◆ REQUIREMENTS ◆
Using the listing below, extract each line that has the word "components" in it.

————

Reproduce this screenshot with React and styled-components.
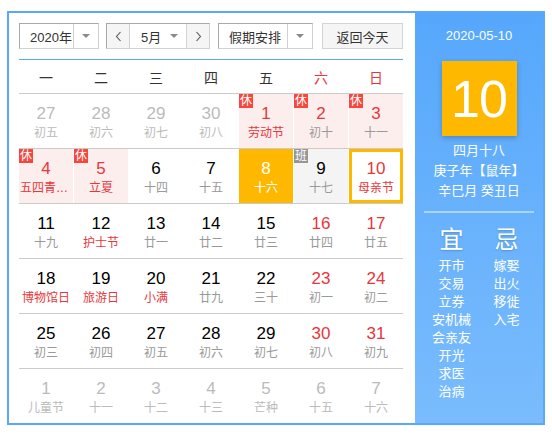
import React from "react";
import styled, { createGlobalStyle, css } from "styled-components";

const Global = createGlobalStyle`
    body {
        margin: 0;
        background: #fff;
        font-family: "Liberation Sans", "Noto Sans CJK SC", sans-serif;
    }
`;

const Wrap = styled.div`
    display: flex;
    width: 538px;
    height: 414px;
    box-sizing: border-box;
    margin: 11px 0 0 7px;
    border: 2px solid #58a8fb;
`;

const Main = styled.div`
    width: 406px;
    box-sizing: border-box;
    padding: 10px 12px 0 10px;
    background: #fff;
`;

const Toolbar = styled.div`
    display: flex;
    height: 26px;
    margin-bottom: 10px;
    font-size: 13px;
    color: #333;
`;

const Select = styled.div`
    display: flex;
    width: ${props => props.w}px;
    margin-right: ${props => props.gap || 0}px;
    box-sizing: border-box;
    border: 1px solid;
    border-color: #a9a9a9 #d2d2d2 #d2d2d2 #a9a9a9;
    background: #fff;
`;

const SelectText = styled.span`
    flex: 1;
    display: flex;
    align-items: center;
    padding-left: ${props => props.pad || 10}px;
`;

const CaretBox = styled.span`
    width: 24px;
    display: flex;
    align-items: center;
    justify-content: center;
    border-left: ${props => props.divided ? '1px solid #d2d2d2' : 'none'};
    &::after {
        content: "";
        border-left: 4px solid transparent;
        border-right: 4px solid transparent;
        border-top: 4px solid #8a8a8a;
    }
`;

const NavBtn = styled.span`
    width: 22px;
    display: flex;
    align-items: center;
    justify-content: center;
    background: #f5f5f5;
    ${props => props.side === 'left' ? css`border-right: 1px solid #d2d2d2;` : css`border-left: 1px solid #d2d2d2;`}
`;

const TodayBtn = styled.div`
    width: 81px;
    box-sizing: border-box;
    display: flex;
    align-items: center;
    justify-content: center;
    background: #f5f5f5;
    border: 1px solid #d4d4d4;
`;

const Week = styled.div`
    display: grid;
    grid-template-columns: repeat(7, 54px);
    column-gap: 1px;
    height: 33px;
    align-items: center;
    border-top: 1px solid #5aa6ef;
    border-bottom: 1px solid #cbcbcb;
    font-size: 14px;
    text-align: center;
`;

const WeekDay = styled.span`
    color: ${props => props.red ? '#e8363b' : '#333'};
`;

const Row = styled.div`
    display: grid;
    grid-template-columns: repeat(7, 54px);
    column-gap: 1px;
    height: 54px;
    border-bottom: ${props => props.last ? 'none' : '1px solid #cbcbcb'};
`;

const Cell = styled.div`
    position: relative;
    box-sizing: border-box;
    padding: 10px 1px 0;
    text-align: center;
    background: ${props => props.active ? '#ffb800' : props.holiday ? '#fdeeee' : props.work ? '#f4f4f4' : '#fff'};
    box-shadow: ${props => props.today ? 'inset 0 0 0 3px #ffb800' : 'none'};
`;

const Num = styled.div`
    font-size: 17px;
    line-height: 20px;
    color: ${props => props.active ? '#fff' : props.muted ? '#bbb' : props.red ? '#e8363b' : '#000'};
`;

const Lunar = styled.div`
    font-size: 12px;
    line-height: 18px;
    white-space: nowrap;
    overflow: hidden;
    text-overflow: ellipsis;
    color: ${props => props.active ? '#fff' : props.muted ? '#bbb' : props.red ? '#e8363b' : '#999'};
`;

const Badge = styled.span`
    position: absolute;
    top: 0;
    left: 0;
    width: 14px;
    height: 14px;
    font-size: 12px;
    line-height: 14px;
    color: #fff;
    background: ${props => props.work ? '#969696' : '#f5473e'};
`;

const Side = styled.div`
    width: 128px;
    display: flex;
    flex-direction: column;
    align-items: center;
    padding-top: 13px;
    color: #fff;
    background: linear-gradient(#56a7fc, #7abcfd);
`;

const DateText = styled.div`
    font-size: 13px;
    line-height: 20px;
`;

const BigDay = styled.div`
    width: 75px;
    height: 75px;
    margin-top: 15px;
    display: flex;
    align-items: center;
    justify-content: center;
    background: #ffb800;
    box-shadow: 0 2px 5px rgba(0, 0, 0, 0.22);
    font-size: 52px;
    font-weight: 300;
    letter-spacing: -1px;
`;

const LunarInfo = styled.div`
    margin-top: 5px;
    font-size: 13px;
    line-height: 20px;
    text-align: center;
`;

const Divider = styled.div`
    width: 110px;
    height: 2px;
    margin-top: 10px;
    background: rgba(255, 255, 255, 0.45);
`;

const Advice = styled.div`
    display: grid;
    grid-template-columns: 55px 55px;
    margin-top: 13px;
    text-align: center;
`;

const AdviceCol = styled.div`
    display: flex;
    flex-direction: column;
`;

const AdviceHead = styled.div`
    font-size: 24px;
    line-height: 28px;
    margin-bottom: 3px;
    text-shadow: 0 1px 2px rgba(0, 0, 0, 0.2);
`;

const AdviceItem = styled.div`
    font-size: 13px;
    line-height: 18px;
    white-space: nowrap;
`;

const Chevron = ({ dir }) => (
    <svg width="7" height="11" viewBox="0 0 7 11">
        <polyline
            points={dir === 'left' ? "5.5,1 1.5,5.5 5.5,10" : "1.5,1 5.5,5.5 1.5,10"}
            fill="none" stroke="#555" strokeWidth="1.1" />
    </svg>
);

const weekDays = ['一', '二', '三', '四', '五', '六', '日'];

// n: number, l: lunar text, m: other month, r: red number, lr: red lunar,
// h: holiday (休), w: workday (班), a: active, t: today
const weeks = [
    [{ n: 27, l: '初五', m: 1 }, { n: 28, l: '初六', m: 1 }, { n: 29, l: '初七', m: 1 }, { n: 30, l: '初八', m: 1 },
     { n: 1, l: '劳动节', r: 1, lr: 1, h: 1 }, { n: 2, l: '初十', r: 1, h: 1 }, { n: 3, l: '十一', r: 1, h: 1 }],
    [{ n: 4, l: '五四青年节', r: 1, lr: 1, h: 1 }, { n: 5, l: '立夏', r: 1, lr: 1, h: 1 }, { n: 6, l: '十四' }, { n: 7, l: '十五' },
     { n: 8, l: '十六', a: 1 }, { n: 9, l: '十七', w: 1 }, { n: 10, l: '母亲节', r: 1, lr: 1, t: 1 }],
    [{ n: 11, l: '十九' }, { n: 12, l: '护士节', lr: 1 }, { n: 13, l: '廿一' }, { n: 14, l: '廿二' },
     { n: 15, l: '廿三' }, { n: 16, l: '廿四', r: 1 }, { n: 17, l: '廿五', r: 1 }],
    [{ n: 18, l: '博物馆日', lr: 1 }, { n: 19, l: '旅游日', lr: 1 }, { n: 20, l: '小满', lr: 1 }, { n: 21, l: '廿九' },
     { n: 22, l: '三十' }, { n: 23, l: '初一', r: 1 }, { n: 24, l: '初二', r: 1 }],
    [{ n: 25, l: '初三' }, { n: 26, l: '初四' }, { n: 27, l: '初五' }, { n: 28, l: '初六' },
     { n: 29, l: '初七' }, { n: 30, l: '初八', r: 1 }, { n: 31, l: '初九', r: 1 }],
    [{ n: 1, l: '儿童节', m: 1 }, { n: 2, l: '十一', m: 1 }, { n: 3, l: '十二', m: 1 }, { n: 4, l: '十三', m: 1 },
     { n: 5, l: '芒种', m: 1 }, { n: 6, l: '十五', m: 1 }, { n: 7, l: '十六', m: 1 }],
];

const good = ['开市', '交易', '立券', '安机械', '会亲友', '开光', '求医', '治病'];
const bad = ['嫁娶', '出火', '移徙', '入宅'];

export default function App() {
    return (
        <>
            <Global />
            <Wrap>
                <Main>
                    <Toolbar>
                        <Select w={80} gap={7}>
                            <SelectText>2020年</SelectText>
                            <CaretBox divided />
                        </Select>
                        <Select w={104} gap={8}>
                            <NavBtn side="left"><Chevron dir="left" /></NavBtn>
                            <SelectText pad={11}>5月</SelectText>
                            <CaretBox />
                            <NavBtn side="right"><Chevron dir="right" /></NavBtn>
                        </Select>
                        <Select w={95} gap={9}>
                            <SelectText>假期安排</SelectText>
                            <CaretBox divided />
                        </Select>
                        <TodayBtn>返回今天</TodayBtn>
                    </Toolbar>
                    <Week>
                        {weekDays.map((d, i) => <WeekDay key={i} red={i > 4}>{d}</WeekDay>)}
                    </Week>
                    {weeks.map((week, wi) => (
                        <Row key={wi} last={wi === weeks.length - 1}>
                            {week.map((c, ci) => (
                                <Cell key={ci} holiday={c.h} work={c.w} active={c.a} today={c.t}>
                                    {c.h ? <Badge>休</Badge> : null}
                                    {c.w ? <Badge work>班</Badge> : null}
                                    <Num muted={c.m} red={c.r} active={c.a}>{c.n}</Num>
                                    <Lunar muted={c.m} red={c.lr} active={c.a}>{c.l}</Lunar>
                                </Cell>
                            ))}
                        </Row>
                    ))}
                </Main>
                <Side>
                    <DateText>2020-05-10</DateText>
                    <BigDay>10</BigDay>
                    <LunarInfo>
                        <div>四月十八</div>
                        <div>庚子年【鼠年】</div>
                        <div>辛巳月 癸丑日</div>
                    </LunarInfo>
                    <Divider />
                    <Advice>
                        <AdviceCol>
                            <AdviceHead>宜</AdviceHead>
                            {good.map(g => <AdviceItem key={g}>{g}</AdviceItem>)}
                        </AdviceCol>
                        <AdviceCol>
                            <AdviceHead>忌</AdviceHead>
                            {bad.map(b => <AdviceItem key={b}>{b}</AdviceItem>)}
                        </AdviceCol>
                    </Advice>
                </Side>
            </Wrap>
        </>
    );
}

————

◆ SOLUTION TO THIS PROBLEM ◆
Reproduce this screenshot with React and styled-components.
import styled, { createGlobalStyle, css } from "styled-components";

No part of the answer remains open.